I probably would have known where he was from even without being told. He had something of The Plains survivor in him. And that survival told him that the virtues of Western Civilization were not something to be trifled with.
Leo and his wife Theresa had moved to Arizona in the early 1980s during one of Oregon's terrible home construction downturns. During the 1992 election, I met them for dinner on a visit to Oregon at one of our favorite haunts -- Papa Haydn's in Sellwood. Iggie and Ida joined us.
The topic turned to the Bush-Clinton-Perot race. I knew Iggie had been a life-long Republican. So, I was a bit surprised when he said he was supporting Ross Perot.
When I asked why, he responded: "Bush lied. He looked us in the eye and said he would not raise taxes. He lied. He is not an honorable man."
He conceded that his vote would undoubtedly help Bill Clinton, who he found to be morally odious. But, he could not bring himself to vote for a man who lied to him.
He made me reconsider my own position on the election -- a position I considered to be logical, but now took on the stench of moral relativism. (I have often thought of that conversation during subsequent election cycles.)
Iggie did what a man with principles does. He stuck by them even when he knew taking the right course would have results not to his liking.
I thought of Iggie last night during one of my impromptu film festivals at the house with no name. Amazon had shipped me the middle three DVDs of the Daniel Craig 007 series -- Quantum of Solace, Skyfall, and Spectre. Spectre was the evening's selection.
It has taken me a while to warm up to Craig's postmodern existentially-haunted Bond. The producers' choice of this new character has offered some interesting philosophical questions.
There was never any complexity about Sean Connery's 007. He was a patriotic Brit defending the national interests of Her Majesty in a Manichean world. Gray was not a color that suited his moral palette.
Craig's Bond is far more nuanced. Like Nolan's Batman, he is a mass of psychological contradictions fighting to find a moral center. Of course, it is possible to still watch the movies as nothing more than mindless combinations of car chases, brawls, and serial beddings.
Spectre offered enough moral fodder that I pulled out Woody Allen's Crimes and Misdemeanors. It has long been one of my favorite Allen films.
The film is actually a rather transparent device to explore the ideas raised in Fyodor Dostoyevsky's Crime and Punishment. In the movie, Judah, an ophthalmologist hires a hit man to kill his mistress, who has become a perceived threat to his career, reputation, and marriage.
The core of the film then turns on how Judah deals with the moral dilemma of trying to live an everyday life knowing what he has done. Whether there is an objective moral world against which our actions are judged -- as orthodox religions would have it. Or whether there is no moral order at all, and we just do what we must to survive.

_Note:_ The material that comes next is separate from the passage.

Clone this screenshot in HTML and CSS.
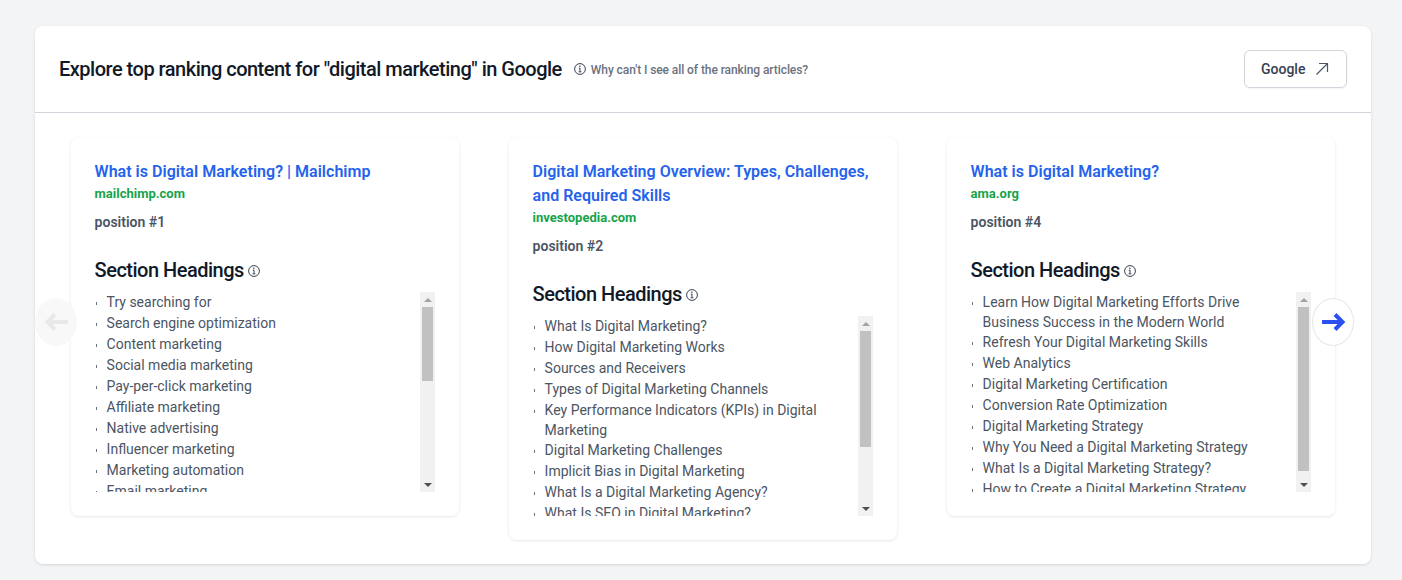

Iggie would have answered that Craig's Bond and Allen's Judah are missing simple truths. Morality exists. We either live our lives by it or we abandon the person we are capable of being.
While I was watching Crimes and Misdemeanors, I received an email from Doug Peters. He is the father of my friend Rod Peters. It had been probably ten years since we had last talked. For that reason, I opened the email with a sense of dread.
It was just as I feared. My friend Rod had died on 28 April. A heart attack. 58 years old.
I met Rod in 1989 when I started working at SAIF Corporation. We were both trial attorneys. He was on the Portland team. I was on the Salem team.
I stayed late every night to postpone the crowded commute home to Milwaukie. Rod stayed late because he was a nocturnal soul. We became close friends as a result of our reveries.
When he left SAIF, we would get together in Portland or Salem on a regular basis. Everyone has a friend who is so full of life that we draw energy from them. Rod was like that.
And then things started going wrong for him. He eventually left law practice, and dropped off my social radar. I sent him a birthday card every year, but I heard nothing in return.
Then, last year, he popped up again. He was looking for work and wanted to use me as a reference. I readily agreed. I tried calling him, but I could not get through.
Ironically, early yesterday I reminded myself that I needed to try to call again. Of course, by then it was too late.
In our late night conversations, Rod and I often discussed philosophy. How to make sense out of a world where doing the right thing seemed to have no reward other than knowing one has done the right thing.
That was sufficient for me, though I told him I believed that doing the right thing always strengthens our own moral character whether or not it gets us the immediate results we want.
It is too bad I could not sit with Rod and Iggie to watch the two films I watched last night. To deconstruct them and pull out each argument about the essence of morality. To learn how we can be better people in a cynical world.
Unfortunately, that is not going to happen. At least, not with Iggie and Rod. But that does not keep each of us from doing something similar.
If improving our moral character is ever allowed to become an exercise labeled as overthinking, we may as well turn in our moral agent badges. Our license to not kill.